# [EXERCISE OBJECTIVE]
Lines containing the string "index" are to be collected in full.
★ ★ ★ ★ ★
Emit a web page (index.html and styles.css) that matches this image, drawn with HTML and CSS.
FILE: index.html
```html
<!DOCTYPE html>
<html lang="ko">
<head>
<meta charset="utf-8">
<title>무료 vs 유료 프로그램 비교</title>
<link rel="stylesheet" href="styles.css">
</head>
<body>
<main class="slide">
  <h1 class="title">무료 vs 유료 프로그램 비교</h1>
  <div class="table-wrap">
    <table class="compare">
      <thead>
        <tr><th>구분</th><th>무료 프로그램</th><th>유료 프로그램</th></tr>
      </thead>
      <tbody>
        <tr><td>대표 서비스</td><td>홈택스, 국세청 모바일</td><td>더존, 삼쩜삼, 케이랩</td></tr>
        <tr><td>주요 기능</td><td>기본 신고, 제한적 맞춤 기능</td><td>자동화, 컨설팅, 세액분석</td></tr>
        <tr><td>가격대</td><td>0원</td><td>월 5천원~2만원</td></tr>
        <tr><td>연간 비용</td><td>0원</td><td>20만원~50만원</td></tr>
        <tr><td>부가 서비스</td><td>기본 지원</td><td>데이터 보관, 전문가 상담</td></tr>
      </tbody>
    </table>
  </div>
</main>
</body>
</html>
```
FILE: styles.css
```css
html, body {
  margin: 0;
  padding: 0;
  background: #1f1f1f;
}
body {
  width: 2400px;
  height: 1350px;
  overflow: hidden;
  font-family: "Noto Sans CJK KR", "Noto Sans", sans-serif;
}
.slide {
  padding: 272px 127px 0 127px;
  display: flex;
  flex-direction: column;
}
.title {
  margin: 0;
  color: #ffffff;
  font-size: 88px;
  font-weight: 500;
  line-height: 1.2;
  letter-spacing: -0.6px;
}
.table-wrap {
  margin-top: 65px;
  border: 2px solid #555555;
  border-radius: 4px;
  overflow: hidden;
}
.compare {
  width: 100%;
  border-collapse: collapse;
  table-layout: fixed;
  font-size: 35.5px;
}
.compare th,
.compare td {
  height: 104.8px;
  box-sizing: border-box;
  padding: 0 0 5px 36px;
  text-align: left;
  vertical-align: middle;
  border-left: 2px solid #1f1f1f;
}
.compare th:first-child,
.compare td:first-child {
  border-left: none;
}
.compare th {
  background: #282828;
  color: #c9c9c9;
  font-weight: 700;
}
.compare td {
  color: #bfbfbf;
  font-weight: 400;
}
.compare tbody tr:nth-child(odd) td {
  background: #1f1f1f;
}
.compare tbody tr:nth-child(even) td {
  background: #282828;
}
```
★ ★ ★ ★ ★
# [EXERCISE RESULT]
Emit a web page (index.html and styles.css) that matches this image, drawn with HTML and CSS.
FILE: index.html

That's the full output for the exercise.